In actuality, it will take a greater commitment of lives, wealth and—most important—patience to bring the war to an acceptable conclusion. Moreover, the plight of America’s cities will not be alleviated by an abdication of responsibility abroad. Said Marine Commandant Wallace Greene: “If we do not possess the national will and the power” to halt Communist aggression, “then eventually we’re not going to have any city problems or pocketbooks to worry about.”

Awaiting Elections. The most hopeful prediction of the week was made by Army Chief of Staff Harold K. Johnson; he told a gathering of Army chaplains that they could expect the beginnings of a phased American pullback within 18 months. Yet to many Americans who fully support the war and its aims, the military effort seems wearisomely slow and unproductive. The Senate Preparedness Subcommittee headed by Mississippi’s John Stennis sided last week with the Joint Chiefs of Staff and urged the President to widen and intensify the air war against the North (see following story).
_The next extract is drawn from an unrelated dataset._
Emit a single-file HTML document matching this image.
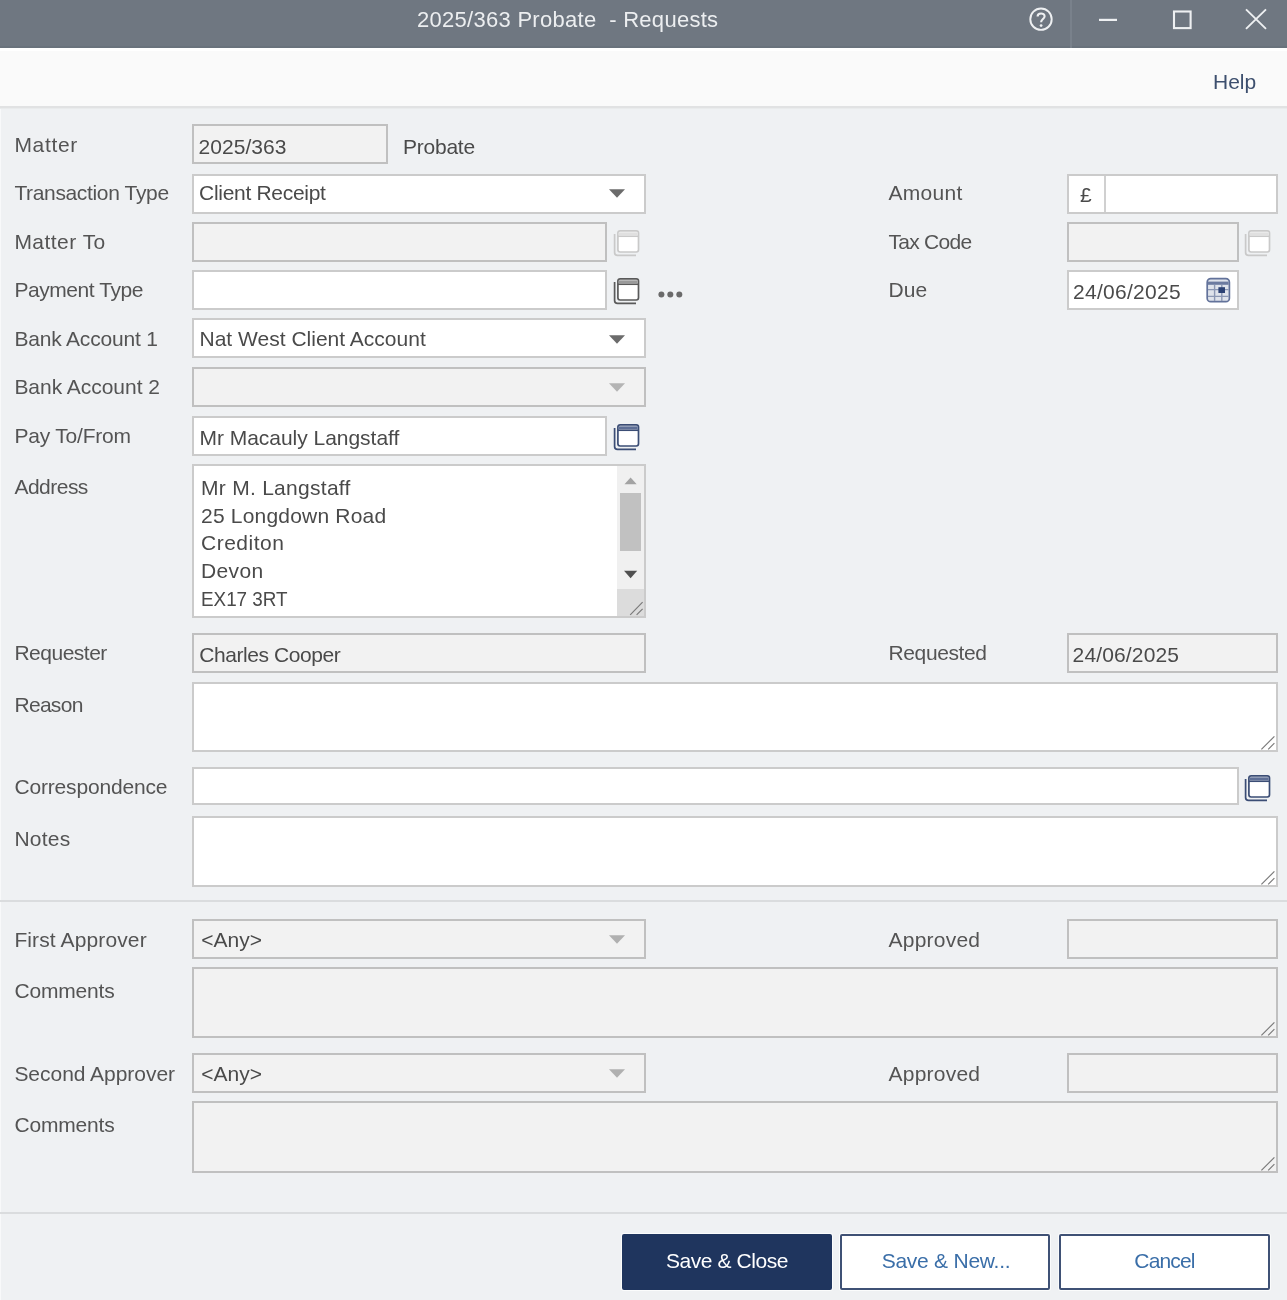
<!DOCTYPE html>
<html lang="en">
<head>
<meta charset="utf-8">
<title>2025/363 Probate - Requests</title>
<style>
*{box-sizing:border-box;margin:0;padding:0}
html,body{width:1287px;height:1300px;overflow:hidden}
body{position:relative;background:#eff1f3;font-family:"Liberation Sans",sans-serif;font-size:21px;color:#505050}
.abs,.lbl,.box,.txt,svg{position:absolute}
svg{overflow:visible}
body>*{filter:blur(.7px)}
#titlebar{left:-6px;top:-6px;width:1299px;height:54px;background:#6f7781;border-bottom:2px solid #69727c}
#tdiv{left:1070px;top:0;width:2px;height:48px;background:#79818b}
#title{left:417px;top:0;height:40px;line-height:40px;font-size:22px;color:#eceef0;white-space:pre}
#strip{left:-6px;top:48px;width:1299px;height:3px;background:#fff}
#toolbar{left:-6px;top:51px;width:1299px;height:55px;background:#fafafa}
#tbline{left:-6px;top:106px;width:1299px;height:3px;background:#e1e2e3;border-bottom:1px solid #e9ebec}
#help{left:1213px;top:62px;height:40px;line-height:40px;color:#3d4f6e}
.lbl{left:14.4px;height:40px;line-height:40px;white-space:pre;color:#545454}
.lbl.r{left:888.6px}
.box{height:40px;border:2px solid #cbcbcb;background:#fff;line-height:36px;padding-left:5px;color:#4a4a4a;white-space:pre;overflow:hidden}
.box.dis{background:#f2f2f2;border-color:#c0c0c0}
.sep{position:absolute;left:-6px;width:1299px;height:2px;background:#dadcde}
.btn{position:absolute;top:1234px;height:56px;width:210px;border-radius:2px;line-height:50px;text-align:center;border:2px solid #3f5175;background:#fff;color:#3a6ea8;white-space:pre;box-shadow:0 0 0 1px rgba(255,255,255,.75)}
.btn.pri{background:#1f355e;border-color:#1f355e;color:#fff}
#addr div{height:27.65px;line-height:27.65px}
</style>
</head>
<body>
<div id="titlebar" class="abs"></div>
<div id="tdiv" class="abs"></div>
<div id="title" class="abs" style="letter-spacing:0.28px">2025/363 Probate  - Requests</div>
<svg style="left:1020px;top:0" width="267" height="48" viewBox="1020 0 267 48" fill="none" stroke="#eef0f2">
<circle cx="1041" cy="19.2" r="10.7" stroke-width="1.9"/>
<path d="M1037.6 16.4 C1037.6 12.6 1044.6 12.6 1044.6 16.3 C1044.6 19 1041.1 19.2 1041.1 22.3" stroke-width="2.1"/>
<circle cx="1041.1" cy="25.6" r="1.4" fill="#eef0f2" stroke="none"/>
<path d="M1099 19.9 H1117" stroke-width="2.2"/>
<rect x="1174" y="11.5" width="16.6" height="16.6" stroke-width="2.1"/>
<path d="M1246 9.4 L1266 28.9 M1266 9.4 L1246 28.9" stroke-width="1.9"/>
</svg>
<div class="abs" style="left:-1px;top:50px;width:2px;height:1260px;background:#f8f9fa"></div>
<div id="strip" class="abs"></div>
<div id="toolbar" class="abs"></div>
<div id="tbline" class="abs"></div>
<div id="help" class="abs" style="letter-spacing:0.0px">Help</div>
<div class="lbl" style="top:125px;letter-spacing:0.68px">Matter</div>
<div class="lbl" style="top:173px;letter-spacing:-0.35px">Transaction Type</div>
<div class="lbl" style="top:222px;letter-spacing:0.47px">Matter To</div>
<div class="lbl" style="top:270px;letter-spacing:-0.44px">Payment Type</div>
<div class="lbl" style="top:319px;letter-spacing:-0.18px">Bank Account 1</div>
<div class="lbl" style="top:367px;letter-spacing:-0.03px">Bank Account 2</div>
<div class="lbl" style="top:416px;letter-spacing:-0.2px">Pay To/From</div>
<div class="lbl" style="top:467px;letter-spacing:-0.51px">Address</div>
<div class="lbl" style="top:633px;letter-spacing:-0.49px">Requester</div>
<div class="lbl" style="top:685px;letter-spacing:-0.68px">Reason</div>
<div class="lbl" style="top:767px;letter-spacing:-0.17px">Correspondence</div>
<div class="lbl" style="top:819px;letter-spacing:0.23px">Notes</div>
<div class="lbl" style="top:920px;letter-spacing:0.12px">First Approver</div>
<div class="lbl" style="top:971px;letter-spacing:-0.18px">Comments</div>
<div class="lbl" style="top:1054px;letter-spacing:-0.03px">Second Approver</div>
<div class="lbl" style="top:1105px;letter-spacing:-0.18px">Comments</div>
<div class="lbl r" style="top:173px;letter-spacing:0.25px">Amount</div>
<div class="lbl r" style="top:222px;letter-spacing:-0.75px">Tax Code</div>
<div class="lbl r" style="top:270px;letter-spacing:0.09px">Due</div>
<div class="lbl r" style="top:633px;letter-spacing:-0.41px">Requested</div>
<div class="lbl r" style="top:920px;letter-spacing:0.21px">Approved</div>
<div class="lbl r" style="top:1054px;letter-spacing:0.21px">Approved</div>
<div class="box dis" style="left:192px;top:124px;width:196px;letter-spacing:0.08px;line-height:42px;padding-left:4.4px;">2025/363</div>
<div class="txt" style="left:403px;top:127px;height:40px;line-height:40px;color:#4a4a4a;letter-spacing:-0.24px">Probate</div>
<div class="box" style="left:192px;top:174px;width:454px;letter-spacing:-0.29px;line-height:34px;padding-left:5px;">Client Receipt</div>
<div class="box dis" style="left:192px;top:222px;width:415px;"></div>
<div class="box" style="left:192px;top:270px;width:415px;"></div>
<div class="box" style="left:192px;top:318px;width:454px;letter-spacing:0.01px;line-height:38px;padding-left:5.5px;">Nat West Client Account</div>
<div class="box dis" style="left:192px;top:367px;width:454px;"></div>
<div class="box" style="left:192px;top:416px;width:415px;letter-spacing:-0.03px;line-height:40px;padding-left:5.5px;">Mr Macauly Langstaff</div>
<div class="box" id="addr" style="left:192px;top:464px;width:454px;height:154px;padding:8px 0 0 7px"><div style="letter-spacing:0.28px">Mr M. Langstaff</div><div style="letter-spacing:0.2px">25 Longdown Road</div><div style="letter-spacing:0.49px">Crediton</div><div style="letter-spacing:0.36px">Devon</div><div><span style="display:inline-block;transform:scaleX(0.897);transform-origin:0 50%">EX17 3RT</span></div></div>
<div class="abs" style="left:617px;top:466px;width:27px;height:123px;background:#f0f0f0"></div>
<div class="abs" style="left:617px;top:589px;width:27px;height:27px;background:#dcdcdc"></div>
<div class="abs" style="left:620px;top:493px;width:21px;height:58px;background:#c1c1c1"></div>
<svg style="left:617px;top:467px" width="27" height="150" viewBox="617 467 27 150">
<path d="M624.5 484.3 L630.6 477.6 L636.7 484.3 Z" fill="#a3a3a3"/>
<path d="M624 570.8 L637.2 570.8 L630.6 578.3 Z" fill="#505050"/>
<path d="M630.2 614.8 L642.6 602.2 M636.6 614.8 L642.6 608.8" stroke="#7b7b7b" stroke-width="1.2" fill="none"/>
</svg>
<div class="box dis" style="left:192px;top:633px;width:454px;letter-spacing:-0.44px;line-height:40px;padding-left:5.3px;">Charles Cooper</div>
<div class="box" style="left:192px;top:682px;width:1086px;height:70px;"></div>
<div class="box" style="left:192px;top:767px;width:1047px;height:38px;"></div>
<div class="box" style="left:192px;top:816px;width:1086px;height:71px;"></div>
<div class="sep" style="top:900px"></div>
<div class="box dis" style="left:192px;top:919px;width:454px;letter-spacing:0.0px;line-height:38px;padding-left:7.2px;">&lt;Any&gt;</div>
<div class="box dis" style="left:192px;top:967px;width:1086px;height:71px;"></div>
<div class="box dis" style="left:192px;top:1053px;width:454px;letter-spacing:0.0px;line-height:38px;padding-left:7.2px;">&lt;Any&gt;</div>
<div class="box dis" style="left:192px;top:1101px;width:1086px;height:72px;"></div>
<div class="sep" style="top:1212px"></div>
<div class="box" style="left:1067px;top:174px;width:211px;"></div>
<div class="abs" style="left:1104px;top:176px;width:2px;height:36px;background:#d0d0d0"></div>
<div class="txt" style="left:1080px;top:175px;height:40px;line-height:40px;font-size:21px;color:#4a4a4a">£</div>
<div class="box dis" style="left:1067px;top:222px;width:172px;"></div>
<div class="box" style="left:1067px;top:270px;width:172px;letter-spacing:0.28px;line-height:40px;padding-left:4px;">24/06/2025</div>
<div class="box dis" style="left:1067px;top:633px;width:211px;letter-spacing:0.14px;line-height:40px;padding-left:3.6px;">24/06/2025</div>
<div class="box dis" style="left:1067px;top:919px;width:211px;"></div>
<div class="box dis" style="left:1067px;top:1053px;width:211px;"></div>
<svg style="left:608px;top:188px" width="18" height="11" viewBox="0 0 18 11"><path d="M1 1.2 H17 L9 9.8 Z" fill="#6b6b6b"/></svg>
<svg style="left:608px;top:334px" width="18" height="11" viewBox="0 0 18 11"><path d="M1 1.2 H17 L9 9.8 Z" fill="#6b6b6b"/></svg>
<svg style="left:608px;top:382px" width="18" height="11" viewBox="0 0 18 11"><path d="M1 1.2 H17 L9 9.8 Z" fill="#b4b4b4"/></svg>
<svg style="left:608px;top:934px" width="18" height="11" viewBox="0 0 18 11"><path d="M1 1.2 H17 L9 9.8 Z" fill="#b0b0b0"/></svg>
<svg style="left:608px;top:1068px" width="18" height="11" viewBox="0 0 18 11"><path d="M1 1.2 H17 L9 9.8 Z" fill="#b0b0b0"/></svg>
<svg style="left:612px;top:228px" width="30" height="31" viewBox="0 0 30 31" fill="none" stroke="#c9c9c9" stroke-width="1.7">
<path d="M2.6 6 V24.5 Q2.6 27.4 5.5 27.4 H24"/>
<rect x="5.9" y="2.8" width="20.6" height="21.2" rx="2.2" fill="#fff"/>
<path d="M6.7 5.9 H25.7" stroke="#e0e0e0" stroke-width="3.2"/>
<path d="M5.9 8.3 H26.5" stroke-width="1.5"/>
</svg>
<svg style="left:612px;top:276px" width="30" height="31" viewBox="0 0 30 31" fill="none" stroke="#5a5a5a" stroke-width="1.7">
<path d="M2.6 6 V24.5 Q2.6 27.4 5.5 27.4 H24"/>
<rect x="5.9" y="2.8" width="20.6" height="21.2" rx="2.2" fill="#fff"/>
<path d="M6.7 5.9 H25.7" stroke="#9a9a9a" stroke-width="3.2"/>
<path d="M5.9 8.3 H26.5" stroke-width="1.5"/>
</svg>
<svg style="left:612px;top:422px" width="30" height="31" viewBox="0 0 30 31" fill="none" stroke="#3b4d75" stroke-width="1.7">
<path d="M2.6 6 V24.5 Q2.6 27.4 5.5 27.4 H24"/>
<rect x="5.9" y="2.8" width="20.6" height="21.2" rx="2.2" fill="#fff"/>
<path d="M6.7 5.9 H25.7" stroke="#5e6f96" stroke-width="3.2"/>
<path d="M5.9 8.3 H26.5" stroke-width="1.5"/>
</svg>
<svg style="left:1243px;top:228px" width="30" height="31" viewBox="0 0 30 31" fill="none" stroke="#c9c9c9" stroke-width="1.7">
<path d="M2.6 6 V24.5 Q2.6 27.4 5.5 27.4 H24"/>
<rect x="5.9" y="2.8" width="20.6" height="21.2" rx="2.2" fill="#fff"/>
<path d="M6.7 5.9 H25.7" stroke="#e0e0e0" stroke-width="3.2"/>
<path d="M5.9 8.3 H26.5" stroke-width="1.5"/>
</svg>
<svg style="left:1243px;top:773px" width="30" height="31" viewBox="0 0 30 31" fill="none" stroke="#3b4d75" stroke-width="1.7">
<path d="M2.6 6 V24.5 Q2.6 27.4 5.5 27.4 H24"/>
<rect x="5.9" y="2.8" width="20.6" height="21.2" rx="2.2" fill="#fff"/>
<path d="M6.7 5.9 H25.7" stroke="#5e6f96" stroke-width="3.2"/>
<path d="M5.9 8.3 H26.5" stroke-width="1.5"/>
</svg>
<svg style="left:656px;top:289px" width="30" height="12" viewBox="656 289 30 12"><circle cx="661.4" cy="294.6" r="3" fill="#6a6a6a"/><circle cx="670.3" cy="294.6" r="3" fill="#6a6a6a"/><circle cx="679.3" cy="294.6" r="3" fill="#6a6a6a"/></svg>
<svg style="left:1205px;top:276px" width="27" height="28" viewBox="1205 276 27 28" fill="none">
<rect x="1207.2" y="278.7" width="22.2" height="23" rx="3.5" fill="#dfe3eb" stroke="#62729a" stroke-width="1.7"/>
<path d="M1208 283.2 H1228.6" stroke="#6c7ba0" stroke-width="3.2"/>
<path d="M1208 289.6 H1228.6 M1208 296.4 H1228.6 M1214.6 285 V301 M1221.8 285 V301" stroke="#8c98b4" stroke-width="1.4"/>
<rect x="1218.4" y="287.2" width="6.6" height="5.8" fill="#2c4274"/>
</svg>
<svg style="left:1258px;top:732px" width="20" height="20" viewBox="1258 732 20 20"><path d="M1261.4 749.4 L1274.4 736.4 M1268.2 749.4 L1274.4 743.1999999999999" stroke="#7b7b7b" stroke-width="1.2" fill="none"/></svg>
<svg style="left:1258px;top:867px" width="20" height="20" viewBox="1258 867 20 20"><path d="M1261.4 884.4 L1274.4 871.4 M1268.2 884.4 L1274.4 878.1999999999999" stroke="#7b7b7b" stroke-width="1.2" fill="none"/></svg>
<svg style="left:1258px;top:1018px" width="20" height="20" viewBox="1258 1018 20 20"><path d="M1261.4 1035.4 L1274.4 1022.4000000000001 M1268.2 1035.4 L1274.4 1029.2" stroke="#7b7b7b" stroke-width="1.2" fill="none"/></svg>
<svg style="left:1258px;top:1153px" width="20" height="20" viewBox="1258 1153 20 20"><path d="M1261.4 1170.4 L1274.4 1157.4 M1268.2 1170.4 L1274.4 1164.2" stroke="#7b7b7b" stroke-width="1.2" fill="none"/></svg>
<div class="btn pri" style="left:622px;letter-spacing:-0.43px">Save &amp; Close</div>
<div class="btn" style="left:840px;padding-left:2px;letter-spacing:-0.25px">Save &amp; New...</div>
<div class="btn" style="left:1059px;width:211px;letter-spacing:-0.83px">Cancel</div>
</body>
</html>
By contrast, an equally frustrated band of U.S.

Senators, led by Montana’s Democratic Majority Leader Mike Mansfield, offered once again to buck the war to the U.N.

Any realistic analysis of the war and the prospects for peace now await the final returns in the South Vietnamese elections. Almost all the presidential candidates, including the favorite, General Nguyen Van Thieu, have said that they would be willing to attempt some negotiations with the North. In Washington, Assistant Secretary of State William Bundy urged the U.S. to take a less dogmatic position. And there are indications that President Johnson would be happy to achieve a settlement before 1968. If the new South Vietnamese government were to demand a bombing pause and talks with the Viet Cong, a fundamental reassessment of the war would be in order in Washington—and probably in Hanoi as well.

* Professor Galbraith was apparently referring to Admiral U. S. Grant Sharp, commander in chief of the Pacific.